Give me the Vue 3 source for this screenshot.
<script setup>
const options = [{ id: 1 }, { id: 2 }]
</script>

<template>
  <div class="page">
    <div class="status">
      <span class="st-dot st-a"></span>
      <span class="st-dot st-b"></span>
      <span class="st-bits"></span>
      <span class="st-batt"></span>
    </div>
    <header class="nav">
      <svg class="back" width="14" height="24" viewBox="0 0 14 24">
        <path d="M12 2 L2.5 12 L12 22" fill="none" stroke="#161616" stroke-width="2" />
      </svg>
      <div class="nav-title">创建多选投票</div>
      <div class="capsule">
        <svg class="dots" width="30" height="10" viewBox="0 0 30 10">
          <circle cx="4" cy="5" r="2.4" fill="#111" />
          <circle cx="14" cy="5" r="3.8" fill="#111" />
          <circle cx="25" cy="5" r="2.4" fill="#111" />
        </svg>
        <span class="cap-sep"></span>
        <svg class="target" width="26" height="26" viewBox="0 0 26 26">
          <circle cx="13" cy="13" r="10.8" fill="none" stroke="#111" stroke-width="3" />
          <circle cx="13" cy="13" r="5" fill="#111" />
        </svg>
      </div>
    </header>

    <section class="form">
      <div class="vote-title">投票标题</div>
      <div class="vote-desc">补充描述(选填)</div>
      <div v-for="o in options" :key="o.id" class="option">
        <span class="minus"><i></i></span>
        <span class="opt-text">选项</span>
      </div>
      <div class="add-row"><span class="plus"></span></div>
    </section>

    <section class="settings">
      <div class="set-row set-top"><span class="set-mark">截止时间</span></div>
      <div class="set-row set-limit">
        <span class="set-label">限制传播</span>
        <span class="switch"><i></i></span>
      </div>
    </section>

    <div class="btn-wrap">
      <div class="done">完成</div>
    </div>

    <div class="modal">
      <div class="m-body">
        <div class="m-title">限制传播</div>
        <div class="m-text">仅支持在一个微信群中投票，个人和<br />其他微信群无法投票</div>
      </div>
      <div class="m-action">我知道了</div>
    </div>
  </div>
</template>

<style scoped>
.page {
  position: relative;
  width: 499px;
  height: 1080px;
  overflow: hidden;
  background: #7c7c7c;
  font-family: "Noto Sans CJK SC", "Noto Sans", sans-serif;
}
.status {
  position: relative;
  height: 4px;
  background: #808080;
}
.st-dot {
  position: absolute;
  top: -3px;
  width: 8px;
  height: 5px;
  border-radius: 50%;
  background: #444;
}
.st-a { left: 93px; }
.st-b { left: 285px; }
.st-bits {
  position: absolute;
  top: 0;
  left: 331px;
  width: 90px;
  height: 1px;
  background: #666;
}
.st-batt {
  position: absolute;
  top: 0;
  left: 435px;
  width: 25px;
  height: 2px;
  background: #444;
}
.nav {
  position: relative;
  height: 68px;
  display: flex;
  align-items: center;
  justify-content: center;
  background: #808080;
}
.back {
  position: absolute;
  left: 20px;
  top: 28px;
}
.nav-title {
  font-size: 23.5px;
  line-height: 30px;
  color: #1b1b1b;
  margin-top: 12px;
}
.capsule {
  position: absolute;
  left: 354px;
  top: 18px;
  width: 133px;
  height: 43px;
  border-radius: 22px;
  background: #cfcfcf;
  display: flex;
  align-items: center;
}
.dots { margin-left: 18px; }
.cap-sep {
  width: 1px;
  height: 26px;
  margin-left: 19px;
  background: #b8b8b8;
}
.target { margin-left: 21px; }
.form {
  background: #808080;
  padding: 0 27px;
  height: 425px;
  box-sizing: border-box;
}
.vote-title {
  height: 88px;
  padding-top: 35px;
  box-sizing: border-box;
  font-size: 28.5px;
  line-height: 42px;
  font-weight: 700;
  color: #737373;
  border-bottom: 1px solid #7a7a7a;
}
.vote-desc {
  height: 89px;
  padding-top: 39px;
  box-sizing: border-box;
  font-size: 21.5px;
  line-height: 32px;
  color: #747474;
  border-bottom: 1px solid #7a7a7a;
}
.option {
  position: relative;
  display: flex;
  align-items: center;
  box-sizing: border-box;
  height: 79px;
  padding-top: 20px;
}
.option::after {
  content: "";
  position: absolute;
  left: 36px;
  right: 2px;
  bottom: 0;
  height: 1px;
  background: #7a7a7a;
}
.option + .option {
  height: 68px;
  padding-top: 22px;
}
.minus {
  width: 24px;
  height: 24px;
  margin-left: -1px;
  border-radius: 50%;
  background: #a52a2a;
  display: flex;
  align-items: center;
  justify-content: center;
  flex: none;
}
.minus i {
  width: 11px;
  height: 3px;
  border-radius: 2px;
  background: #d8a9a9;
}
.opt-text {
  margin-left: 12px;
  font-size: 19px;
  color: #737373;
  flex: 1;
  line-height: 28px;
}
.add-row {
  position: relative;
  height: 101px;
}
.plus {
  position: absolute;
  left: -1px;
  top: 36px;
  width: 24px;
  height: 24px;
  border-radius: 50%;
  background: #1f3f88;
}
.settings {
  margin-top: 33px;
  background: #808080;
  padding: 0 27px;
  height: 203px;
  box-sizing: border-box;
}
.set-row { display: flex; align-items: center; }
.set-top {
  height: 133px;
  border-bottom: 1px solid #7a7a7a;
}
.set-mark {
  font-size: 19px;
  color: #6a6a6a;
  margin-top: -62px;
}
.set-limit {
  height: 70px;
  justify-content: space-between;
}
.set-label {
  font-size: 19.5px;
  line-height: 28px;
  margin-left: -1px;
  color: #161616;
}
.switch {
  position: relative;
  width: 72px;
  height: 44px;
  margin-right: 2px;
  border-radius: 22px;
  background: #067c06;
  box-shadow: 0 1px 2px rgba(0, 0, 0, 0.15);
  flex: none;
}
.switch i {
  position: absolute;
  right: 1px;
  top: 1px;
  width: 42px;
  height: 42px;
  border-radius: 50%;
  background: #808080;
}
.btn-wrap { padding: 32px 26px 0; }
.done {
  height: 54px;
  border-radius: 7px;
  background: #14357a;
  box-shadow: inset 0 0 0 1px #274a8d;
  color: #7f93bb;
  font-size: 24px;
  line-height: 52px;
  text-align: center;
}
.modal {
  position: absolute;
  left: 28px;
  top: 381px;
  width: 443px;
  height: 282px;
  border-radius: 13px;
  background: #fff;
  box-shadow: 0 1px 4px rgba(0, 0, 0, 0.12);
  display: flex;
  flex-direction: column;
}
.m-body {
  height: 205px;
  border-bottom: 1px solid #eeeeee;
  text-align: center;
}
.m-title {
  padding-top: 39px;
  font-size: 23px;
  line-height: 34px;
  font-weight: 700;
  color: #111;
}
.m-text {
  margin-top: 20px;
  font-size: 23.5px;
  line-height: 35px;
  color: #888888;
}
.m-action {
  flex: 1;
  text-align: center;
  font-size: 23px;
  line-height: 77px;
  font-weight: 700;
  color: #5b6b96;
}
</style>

##########

What is being asked: Your task is to repeat every line exactly.

Final result:
Give me the Vue 3 source for this screenshot.
<script setup>
const options = [{ id: 1 }, { id: 2 }]
</script>

<template>
  <div class="page">
    <div class="status">
      <span class="st-dot st-a"></span>
      <span class="st-dot st-b"></span>
      <span class="st-bits"></span>
      <span class="st-batt"></span>
    </div>
    <header class="nav">
      <svg class="back" width="14" height="24" viewBox="0 0 14 24">
        <path d="M12 2 L2.5 12 L12 22" fill="none" stroke="#161616" stroke-width="2" />
      </svg>
      <div class="nav-title">创建多选投票</div>
      <div class="capsule">
        <svg class="dots" width="30" height="10" viewBox="0 0 30 10">
          <circle cx="4" cy="5" r="2.4" fill="#111" />
          <circle cx="14" cy="5" r="3.8" fill="#111" />
          <circle cx="25" cy="5" r="2.4" fill="#111" />
        </svg>
        <span class="cap-sep"></span>
        <svg class="target" width="26" height="26" viewBox="0 0 26 26">
          <circle cx="13" cy="13" r="10.8" fill="none" stroke="#111" stroke-width="3" />
          <circle cx="13" cy="13" r="5" fill="#111" />
        </svg>
      </div>
    </header>

    <section class="form">
      <div class="vote-title">投票标题</div>
      <div class="vote-desc">补充描述(选填)</div>
      <div v-for="o in options" :key="o.id" class="option">
        <span class="minus"><i></i></span>
        <span class="opt-text">选项</span>
      </div>
      <div class="add-row"><span class="plus"></span></div>
    </section>

    <section class="settings">
      <div class="set-row set-top"><span class="set-mark">截止时间</span></div>
      <div class="set-row set-limit">
        <span class="set-label">限制传播</span>
        <span class="switch"><i></i></span>
      </div>
    </section>

    <div class="btn-wrap">
      <div class="done">完成</div>
    </div>

    <div class="modal">
      <div class="m-body">
        <div class="m-title">限制传播</div>
        <div class="m-text">仅支持在一个微信群中投票，个人和<br />其他微信群无法投票</div>
      </div>
      <div class="m-action">我知道了</div>
    </div>
  </div>
</template>

<style scoped>
.page {
  position: relative;
  width: 499px;
  height: 1080px;
  overflow: hidden;
  background: #7c7c7c;
  font-family: "Noto Sans CJK SC", "Noto Sans", sans-serif;
}
.status {
  position: relative;
  height: 4px;
  background: #808080;
}
.st-dot {
  position: absolute;
  top: -3px;
  width: 8px;
  height: 5px;
  border-radius: 50%;
  background: #444;
}
.st-a { left: 93px; }
.st-b { left: 285px; }
.st-bits {
  position: absolute;
  top: 0;
  left: 331px;
  width: 90px;
  height: 1px;
  background: #666;
}
.st-batt {
  position: absolute;
  top: 0;
  left: 435px;
  width: 25px;
  height: 2px;
  background: #444;
}
.nav {
  position: relative;
  height: 68px;
  display: flex;
  align-items: center;
  justify-content: center;
  background: #808080;
}
.back {
  position: absolute;
  left: 20px;
  top: 28px;
}
.nav-title {
  font-size: 23.5px;
  line-height: 30px;
  color: #1b1b1b;
  margin-top: 12px;
}
.capsule {
  position: absolute;
  left: 354px;
  top: 18px;
  width: 133px;
  height: 43px;
  border-radius: 22px;
  background: #cfcfcf;
  display: flex;
  align-items: center;
}
.dots { margin-left: 18px; }
.cap-sep {
  width: 1px;
  height: 26px;
  margin-left: 19px;
  background: #b8b8b8;
}
.target { margin-left: 21px; }
.form {
  background: #808080;
  padding: 0 27px;
  height: 425px;
  box-sizing: border-box;
}
.vote-title {
  height: 88px;
  padding-top: 35px;
  box-sizing: border-box;
  font-size: 28.5px;
  line-height: 42px;
  font-weight: 700;
  color: #737373;
  border-bottom: 1px solid #7a7a7a;
}
.vote-desc {
  height: 89px;
  padding-top: 39px;
  box-sizing: border-box;
  font-size: 21.5px;
  line-height: 32px;
  color: #747474;
  border-bottom: 1px solid #7a7a7a;
}
.option {
  position: relative;
  display: flex;
  align-items: center;
  box-sizing: border-box;
  height: 79px;
  padding-top: 20px;
}
.option::after {
  content: "";
  position: absolute;
  left: 36px;
  right: 2px;
  bottom: 0;
  height: 1px;
  background: #7a7a7a;
}
.option + .option {
  height: 68px;
  padding-top: 22px;
}
.minus {
  width: 24px;
  height: 24px;
  margin-left: -1px;
  border-radius: 50%;
  background: #a52a2a;
  display: flex;
  align-items: center;
  justify-content: center;
  flex: none;
}
.minus i {
  width: 11px;
  height: 3px;
  border-radius: 2px;
  background: #d8a9a9;
}
.opt-text {
  margin-left: 12px;
  font-size: 19px;
  color: #737373;
  flex: 1;
  line-height: 28px;
}
.add-row {
  position: relative;
  height: 101px;
}
.plus {
  position: absolute;
  left: -1px;
  top: 36px;
  width: 24px;
  height: 24px;
  border-radius: 50%;
  background: #1f3f88;
}
.settings {
  margin-top: 33px;
  background: #808080;
  padding: 0 27px;
  height: 203px;
  box-sizing: border-box;
}
.set-row { display: flex; align-items: center; }
.set-top {
  height: 133px;
  border-bottom: 1px solid #7a7a7a;
}
.set-mark {
  font-size: 19px;
  color: #6a6a6a;
  margin-top: -62px;
}
.set-limit {
  height: 70px;
  justify-content: space-between;
}
.set-label {
  font-size: 19.5px;
  line-height: 28px;
  margin-left: -1px;
  color: #161616;
}
.switch {
  position: relative;
  width: 72px;
  height: 44px;
  margin-right: 2px;
  border-radius: 22px;
  background: #067c06;
  box-shadow: 0 1px 2px rgba(0, 0, 0, 0.15);
  flex: none;
}
.switch i {
  position: absolute;
  right: 1px;
  top: 1px;
  width: 42px;
  height: 42px;
  border-radius: 50%;
  background: #808080;
}
.btn-wrap { padding: 32px 26px 0; }
.done {
  height: 54px;
  border-radius: 7px;
  background: #14357a;
  box-shadow: inset 0 0 0 1px #274a8d;
  color: #7f93bb;
  font-size: 24px;
  line-height: 52px;
  text-align: center;
}
.modal {
  position: absolute;
  left: 28px;
  top: 381px;
  width: 443px;
  height: 282px;
  border-radius: 13px;
  background: #fff;
  box-shadow: 0 1px 4px rgba(0, 0, 0, 0.12);
  display: flex;
  flex-direction: column;
}
.m-body {
  height: 205px;
  border-bottom: 1px solid #eeeeee;
  text-align: center;
}
.m-title {
  padding-top: 39px;
  font-size: 23px;
  line-height: 34px;
  font-weight: 700;
  color: #111;
}
.m-text {
  margin-top: 20px;
  font-size: 23.5px;
  line-height: 35px;
  color: #888888;
}
.m-action {
  flex: 1;
  text-align: center;
  font-size: 23px;
  line-height: 77px;
  font-weight: 700;
  color: #5b6b96;
}
</style>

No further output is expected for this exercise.